Fort San Lucian (Maltese: Forti San Luċjan), also known as Saint Lucian Tower (Maltese: Torri ta' San Luċjan) or Fort Rohan (Maltese: Forti Rohan), is a large bastioned watchtower and polygonal fort in Marsaxlokk, Malta. The original tower was built by the Order of Saint John between 1610 and 1611, being the second of six Wignacourt towers.

An artillery battery was added around 1715, and the complex was upgraded into a fort in the 1790s. In the 1870s, the fort was rebuilt by the British in the polygonal style. Saint Lucian Tower is the second largest watchtower in Malta, after Saint Thomas Tower. Today, the tower and fort are used by the Malta Aquaculture Research Centre.

Saint Lucian Tower was built above the shore of Marsaxlokk Bay on the headland between Marsaxlokk and Birżebbuġa. According to local legends, a woman is said to have had a dream in which St. John advised her to tell the Grand Master to fortify the area around Marsaxlokk since an Ottoman attack was imminent. The woman told the parish priest, who told the bishop who in turn told Grand Master Alof de Wignacourt.
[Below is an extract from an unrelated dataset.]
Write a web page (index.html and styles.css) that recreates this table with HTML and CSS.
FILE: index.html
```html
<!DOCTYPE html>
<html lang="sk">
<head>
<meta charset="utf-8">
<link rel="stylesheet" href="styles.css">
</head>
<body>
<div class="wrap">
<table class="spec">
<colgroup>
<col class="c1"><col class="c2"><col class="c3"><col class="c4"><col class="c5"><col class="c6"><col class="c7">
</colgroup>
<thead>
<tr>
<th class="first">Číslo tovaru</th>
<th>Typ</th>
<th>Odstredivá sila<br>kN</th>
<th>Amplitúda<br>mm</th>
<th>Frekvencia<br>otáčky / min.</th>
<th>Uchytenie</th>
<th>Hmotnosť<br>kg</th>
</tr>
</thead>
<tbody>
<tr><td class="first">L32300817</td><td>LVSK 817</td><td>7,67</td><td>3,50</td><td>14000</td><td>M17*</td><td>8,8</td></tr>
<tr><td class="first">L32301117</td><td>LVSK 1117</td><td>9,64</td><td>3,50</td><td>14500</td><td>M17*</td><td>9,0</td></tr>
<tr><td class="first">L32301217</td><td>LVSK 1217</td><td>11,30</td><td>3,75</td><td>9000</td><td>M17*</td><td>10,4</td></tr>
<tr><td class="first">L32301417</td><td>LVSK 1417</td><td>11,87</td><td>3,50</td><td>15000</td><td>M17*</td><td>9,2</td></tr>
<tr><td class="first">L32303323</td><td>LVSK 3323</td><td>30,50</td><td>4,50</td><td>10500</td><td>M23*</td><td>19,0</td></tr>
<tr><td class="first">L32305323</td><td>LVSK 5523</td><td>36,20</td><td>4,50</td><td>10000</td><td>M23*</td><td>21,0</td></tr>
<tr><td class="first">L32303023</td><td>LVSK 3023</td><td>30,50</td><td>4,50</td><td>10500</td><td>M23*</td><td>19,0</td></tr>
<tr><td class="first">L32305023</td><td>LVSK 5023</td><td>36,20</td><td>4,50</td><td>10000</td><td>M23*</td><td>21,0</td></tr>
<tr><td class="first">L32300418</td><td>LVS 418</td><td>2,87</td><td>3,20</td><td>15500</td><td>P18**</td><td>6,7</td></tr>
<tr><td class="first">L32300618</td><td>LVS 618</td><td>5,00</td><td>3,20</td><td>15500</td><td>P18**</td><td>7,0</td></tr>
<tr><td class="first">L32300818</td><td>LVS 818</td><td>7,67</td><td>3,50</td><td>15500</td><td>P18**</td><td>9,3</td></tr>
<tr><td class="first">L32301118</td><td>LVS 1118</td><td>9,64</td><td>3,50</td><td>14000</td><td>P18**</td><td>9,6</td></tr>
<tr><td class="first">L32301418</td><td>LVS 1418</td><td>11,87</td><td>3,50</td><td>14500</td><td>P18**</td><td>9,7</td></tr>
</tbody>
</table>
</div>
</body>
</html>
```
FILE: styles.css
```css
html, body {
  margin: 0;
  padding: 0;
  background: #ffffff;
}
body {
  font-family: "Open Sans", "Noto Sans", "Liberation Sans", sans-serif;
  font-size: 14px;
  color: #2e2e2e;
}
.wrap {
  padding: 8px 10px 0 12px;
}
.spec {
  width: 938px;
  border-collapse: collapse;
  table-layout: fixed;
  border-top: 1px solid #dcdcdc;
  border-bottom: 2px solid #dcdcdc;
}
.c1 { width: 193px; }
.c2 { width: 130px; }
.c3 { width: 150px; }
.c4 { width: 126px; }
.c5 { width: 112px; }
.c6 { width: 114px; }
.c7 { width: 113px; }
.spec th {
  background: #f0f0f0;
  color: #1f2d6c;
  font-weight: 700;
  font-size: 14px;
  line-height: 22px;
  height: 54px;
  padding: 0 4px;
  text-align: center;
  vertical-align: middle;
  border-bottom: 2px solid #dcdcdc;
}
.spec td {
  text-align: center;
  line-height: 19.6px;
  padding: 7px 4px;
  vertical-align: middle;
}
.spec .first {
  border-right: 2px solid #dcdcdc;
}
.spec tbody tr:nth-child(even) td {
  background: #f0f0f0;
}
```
The Grand Master did not give any importance to this, but that summer an attack really happened. Therefore, Wignacourt ordered the construction of St Lucian Tower, which was eventually built between 1610 and 1611. The cost of construction was 11,745 scudi, 2 tari and 6 scudi. The tower was named after a church in France in which Wignacourt had been baptized.

The tower's design is very similar to the Wignacourt Tower in St. Paul's Bay, but on a larger scale. A flight of steps led to the tower, but this was later demolished by the British. There are claims that it was designed by Vittorio Cassar, but these are disputed since Cassar was probably dead when work on the tower began.
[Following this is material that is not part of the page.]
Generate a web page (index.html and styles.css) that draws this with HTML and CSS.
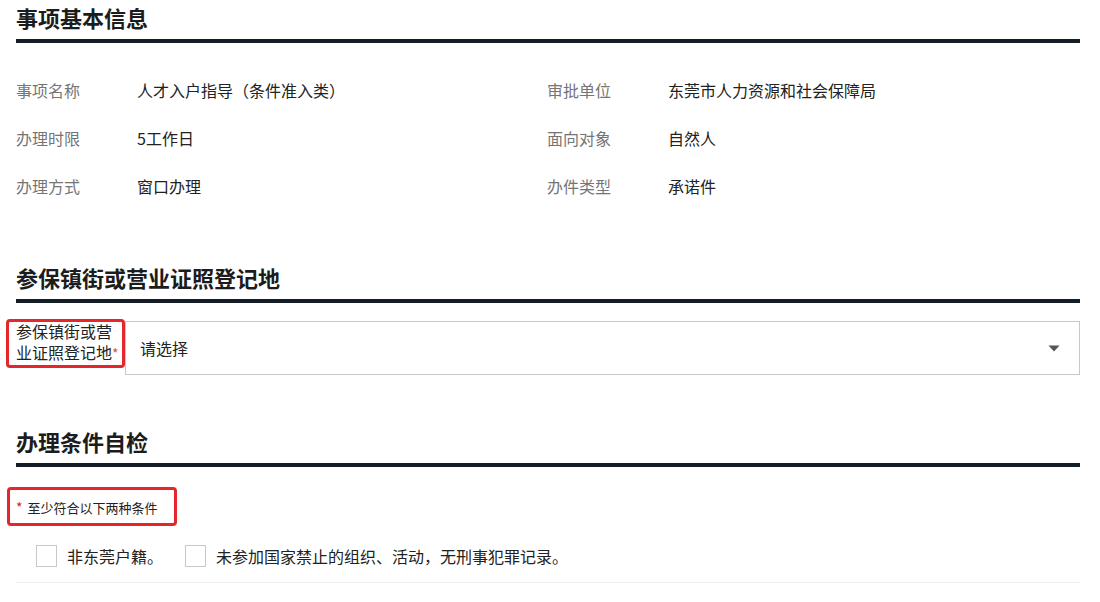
FILE: index.html
```html
<!DOCTYPE html>
<html lang="zh-CN">
<head>
<meta charset="utf-8">
<title>事项基本信息</title>
<link rel="stylesheet" href="styles.css">
</head>
<body>
<div class="page">
  <section class="sec">
    <h2 class="sec-title">事项基本信息</h2>
    <div class="info-grid">
      <div class="info-item"><span class="info-label">事项名称</span><span class="info-value">人才入户指导（条件准入类）</span></div>
      <div class="info-item"><span class="info-label">审批单位</span><span class="info-value">东莞市人力资源和社会保障局</span></div>
      <div class="info-item"><span class="info-label">办理时限</span><span class="info-value">5工作日</span></div>
      <div class="info-item"><span class="info-label">面向对象</span><span class="info-value">自然人</span></div>
      <div class="info-item"><span class="info-label">办理方式</span><span class="info-value">窗口办理</span></div>
      <div class="info-item"><span class="info-label">办件类型</span><span class="info-value">承诺件</span></div>
    </div>
  </section>

  <section class="sec sec-place">
    <h2 class="sec-title">参保镇街或营业证照登记地</h2>
    <div class="form-row">
      <div class="form-label">参保镇街或营业证照登记地<span class="req-sm">*</span></div>
      <div class="select">
        <span class="select-text">请选择</span>
        <svg class="select-arrow" width="12" height="7" viewBox="0 0 12 7"><path d="M0.5 0.5 L11.5 0.5 L6 6.5 Z" fill="#555"/></svg>
      </div>
    </div>
  </section>

  <section class="sec sec-check">
    <h2 class="sec-title">办理条件自检</h2>
    <div class="note"><span class="req">*</span>至少符合以下两种条件</div>
    <div class="checks">
      <label class="check"><span class="box"></span><span class="check-text">非东莞户籍。</span></label>
      <label class="check"><span class="box"></span><span class="check-text">未参加国家禁止的组织、活动，无刑事犯罪记录。</span></label>
    </div>
  </section>
</div>
</body>
</html>
```

FILE: styles.css
```css
html, body {
  margin: 0;
  padding: 0;
  background: #ffffff;
}
body {
  font-family: "Noto Sans CJK SC", "Noto Sans", sans-serif;
  color: #333333;
}
.page {
  padding: 0 20px 0 16px;
}
.sec-title {
  margin: 0;
  font-size: 22px;
  font-weight: 700;
  line-height: 34px;
  color: #1c1c1c;
  padding-bottom: 5px;
  border-bottom: 4px solid #141c26;
}
.info-grid {
  margin-top: 23px;
  display: grid;
  grid-template-columns: 531px 1fr;
}
.info-item {
  display: flex;
  line-height: 48px;
  font-size: 16px;
}
.info-label {
  width: 121px;
  flex: none;
  color: #757575;
}
.info-value {
  color: #222222;
}
.sec-place {
  margin-top: 50px;
}
.form-row {
  margin-top: 18px;
  display: flex;
  align-items: flex-start;
}
.form-label {
  position: relative;
  width: 109px;
  flex: none;
  font-size: 16px;
  line-height: 21px;
  color: #222222;
}
.form-label::after {
  content: "";
  position: absolute;
  left: -10px;
  top: -2px;
  width: 119px;
  height: 49px;
  border: 3px solid #e5262a;
  border-radius: 4px;
  box-sizing: border-box;
}
.req-sm {
  color: #d9534f;
  font-size: 14px;
}
.select {
  flex: 1;
  height: 54px;
  box-sizing: border-box;
  border: 1px solid #c8c8c8;
  display: flex;
  align-items: center;
  justify-content: space-between;
  padding: 0 19px 0 14px;
  font-size: 16px;
  color: #222222;
}
.select-arrow {
  display: block;
}
.sec-check {
  margin-top: 49px;
}
.note {
  position: relative;
  display: inline-block;
  margin-top: 26px;
  font-size: 13px;
  line-height: 28px;
  color: #222222;
}
.note::after {
  content: "";
  position: absolute;
  left: -9px;
  top: -6px;
  width: 170px;
  height: 39px;
  border: 3px solid #e5262a;
  border-radius: 4px;
  box-sizing: border-box;
}
.req {
  color: #e02020;
  margin-right: 5px;
  font-size: 14px;
}
.checks {
  margin-top: 23px;
  padding: 0 0 15px 20px;
  border-bottom: 1px solid #eeeeee;
  display: flex;
  align-items: center;
}
.check {
  display: inline-flex;
  align-items: center;
  gap: 10px;
  margin-right: 22px;
  font-size: 16px;
  line-height: 22px;
  color: #222222;
}
.box {
  width: 21px;
  height: 22px;
  box-sizing: border-box;
  border: 1px solid #c8c8c8;
  background: #fff;
  flex: none;
}
```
Saint Lucian Tower first saw action in July 1614, when it fired its guns on an Ottoman fleet attempting to disembark at Marsaxlokk Bay. The Ottomans left and landed in St. Thomas Bay, and pillaged some towns and farmland before being forced to retreat by the militia. This event is known as the raid of Żejtun.
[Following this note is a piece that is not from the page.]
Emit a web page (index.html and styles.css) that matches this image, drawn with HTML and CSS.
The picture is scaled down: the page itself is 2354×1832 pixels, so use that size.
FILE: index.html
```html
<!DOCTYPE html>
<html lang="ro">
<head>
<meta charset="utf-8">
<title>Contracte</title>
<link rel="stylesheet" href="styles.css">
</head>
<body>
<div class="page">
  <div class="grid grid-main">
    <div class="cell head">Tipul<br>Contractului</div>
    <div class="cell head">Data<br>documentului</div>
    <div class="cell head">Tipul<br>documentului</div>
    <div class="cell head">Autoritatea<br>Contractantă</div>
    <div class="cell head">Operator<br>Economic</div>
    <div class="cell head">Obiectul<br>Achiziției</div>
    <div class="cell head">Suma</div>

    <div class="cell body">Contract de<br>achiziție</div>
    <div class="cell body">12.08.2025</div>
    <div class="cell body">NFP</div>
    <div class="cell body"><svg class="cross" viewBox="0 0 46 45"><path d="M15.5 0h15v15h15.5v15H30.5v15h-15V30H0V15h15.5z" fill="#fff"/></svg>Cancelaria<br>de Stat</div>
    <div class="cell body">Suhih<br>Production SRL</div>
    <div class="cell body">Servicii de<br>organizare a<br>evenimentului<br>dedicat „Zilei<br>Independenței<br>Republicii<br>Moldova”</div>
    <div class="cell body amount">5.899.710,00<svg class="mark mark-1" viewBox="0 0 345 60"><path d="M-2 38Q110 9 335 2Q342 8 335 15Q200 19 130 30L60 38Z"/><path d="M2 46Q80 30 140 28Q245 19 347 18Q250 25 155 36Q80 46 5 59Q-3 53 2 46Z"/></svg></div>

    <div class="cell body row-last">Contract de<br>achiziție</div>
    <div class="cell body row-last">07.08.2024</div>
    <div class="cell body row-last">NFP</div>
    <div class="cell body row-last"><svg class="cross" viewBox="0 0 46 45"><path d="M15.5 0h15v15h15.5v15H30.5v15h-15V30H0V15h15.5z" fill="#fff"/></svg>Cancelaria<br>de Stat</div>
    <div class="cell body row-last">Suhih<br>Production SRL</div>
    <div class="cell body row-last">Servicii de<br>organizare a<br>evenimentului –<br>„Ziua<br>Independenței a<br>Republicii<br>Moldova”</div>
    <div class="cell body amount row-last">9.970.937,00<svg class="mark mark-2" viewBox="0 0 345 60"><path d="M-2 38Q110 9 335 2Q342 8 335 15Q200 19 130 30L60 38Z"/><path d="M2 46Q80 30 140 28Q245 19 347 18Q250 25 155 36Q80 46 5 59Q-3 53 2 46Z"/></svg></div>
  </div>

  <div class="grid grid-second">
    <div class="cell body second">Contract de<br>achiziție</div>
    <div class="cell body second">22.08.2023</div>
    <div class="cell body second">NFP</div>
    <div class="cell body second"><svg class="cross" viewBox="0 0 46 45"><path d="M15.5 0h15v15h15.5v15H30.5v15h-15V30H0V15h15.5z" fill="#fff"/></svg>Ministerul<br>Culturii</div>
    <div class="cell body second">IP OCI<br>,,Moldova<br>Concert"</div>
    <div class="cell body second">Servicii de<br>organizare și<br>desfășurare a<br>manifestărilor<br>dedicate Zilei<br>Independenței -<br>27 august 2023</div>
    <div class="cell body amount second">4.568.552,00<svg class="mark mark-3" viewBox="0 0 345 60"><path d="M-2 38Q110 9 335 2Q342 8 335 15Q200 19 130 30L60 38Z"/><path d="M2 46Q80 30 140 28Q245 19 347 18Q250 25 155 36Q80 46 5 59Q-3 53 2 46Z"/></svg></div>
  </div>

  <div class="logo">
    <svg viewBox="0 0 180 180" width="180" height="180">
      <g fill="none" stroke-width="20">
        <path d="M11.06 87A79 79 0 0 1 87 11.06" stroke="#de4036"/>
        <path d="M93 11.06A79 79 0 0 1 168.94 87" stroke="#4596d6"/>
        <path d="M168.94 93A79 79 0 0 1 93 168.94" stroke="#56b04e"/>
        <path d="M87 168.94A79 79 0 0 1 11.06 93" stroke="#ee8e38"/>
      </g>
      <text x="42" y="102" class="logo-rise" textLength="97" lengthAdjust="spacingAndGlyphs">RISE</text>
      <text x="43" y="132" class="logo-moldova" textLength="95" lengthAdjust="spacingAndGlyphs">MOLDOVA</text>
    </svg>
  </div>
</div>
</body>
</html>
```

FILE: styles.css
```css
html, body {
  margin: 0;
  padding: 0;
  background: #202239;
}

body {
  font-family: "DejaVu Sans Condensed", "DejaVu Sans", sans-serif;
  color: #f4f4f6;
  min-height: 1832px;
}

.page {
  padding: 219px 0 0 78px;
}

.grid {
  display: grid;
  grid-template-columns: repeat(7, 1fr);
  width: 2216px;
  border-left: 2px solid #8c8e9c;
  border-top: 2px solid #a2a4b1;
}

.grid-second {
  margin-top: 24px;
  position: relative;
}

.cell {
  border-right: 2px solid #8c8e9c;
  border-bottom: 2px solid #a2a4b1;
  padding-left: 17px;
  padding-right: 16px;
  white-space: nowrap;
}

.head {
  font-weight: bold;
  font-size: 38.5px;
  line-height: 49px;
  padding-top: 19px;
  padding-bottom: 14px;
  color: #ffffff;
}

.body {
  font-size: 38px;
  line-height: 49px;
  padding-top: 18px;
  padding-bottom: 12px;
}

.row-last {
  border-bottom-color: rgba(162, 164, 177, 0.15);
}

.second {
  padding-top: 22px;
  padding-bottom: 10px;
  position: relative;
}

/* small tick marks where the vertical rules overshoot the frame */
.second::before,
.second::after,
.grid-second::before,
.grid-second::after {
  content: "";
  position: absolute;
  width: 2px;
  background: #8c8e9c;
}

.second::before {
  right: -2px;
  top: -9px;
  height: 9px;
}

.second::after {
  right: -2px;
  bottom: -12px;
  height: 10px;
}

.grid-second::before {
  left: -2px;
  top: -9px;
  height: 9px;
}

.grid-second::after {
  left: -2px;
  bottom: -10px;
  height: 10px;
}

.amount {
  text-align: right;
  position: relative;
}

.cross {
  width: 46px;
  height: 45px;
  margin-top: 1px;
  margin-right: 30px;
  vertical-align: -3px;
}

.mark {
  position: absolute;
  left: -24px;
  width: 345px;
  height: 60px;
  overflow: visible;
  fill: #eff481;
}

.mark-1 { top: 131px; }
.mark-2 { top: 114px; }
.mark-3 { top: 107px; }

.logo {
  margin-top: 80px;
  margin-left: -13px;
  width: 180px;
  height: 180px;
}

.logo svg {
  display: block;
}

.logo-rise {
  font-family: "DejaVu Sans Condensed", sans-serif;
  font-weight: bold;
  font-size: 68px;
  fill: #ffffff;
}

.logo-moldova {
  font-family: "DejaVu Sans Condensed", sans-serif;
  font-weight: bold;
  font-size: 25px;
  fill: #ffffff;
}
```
The tower was originally armed with 6 cannons, as well as ammunition and other armaments. A small chapel was located within its walls, and it had a titular painting depicting the Martyrdom of St Lucian. The painting was relocated to the parish church of Tarxien in 1799. After the De Redin towers were constructed, St Lucian had Delimara Tower and Bengħisa Tower in its line of sight, but both of these have since been demolished.

A semi-circular battery with an arrow-shaped blockhouse was added to the tower in 1715.

Between 1792 and 1795, the tower and battery were surrounded by a ditch and enclosed within an entrenchment-like enclosure. This was designed by the engineer Antoine Étienne de Tousard, and the complex was renamed Fort Rohan after the reigning Grandmaster, Emmanuel de Rohan-Polduc.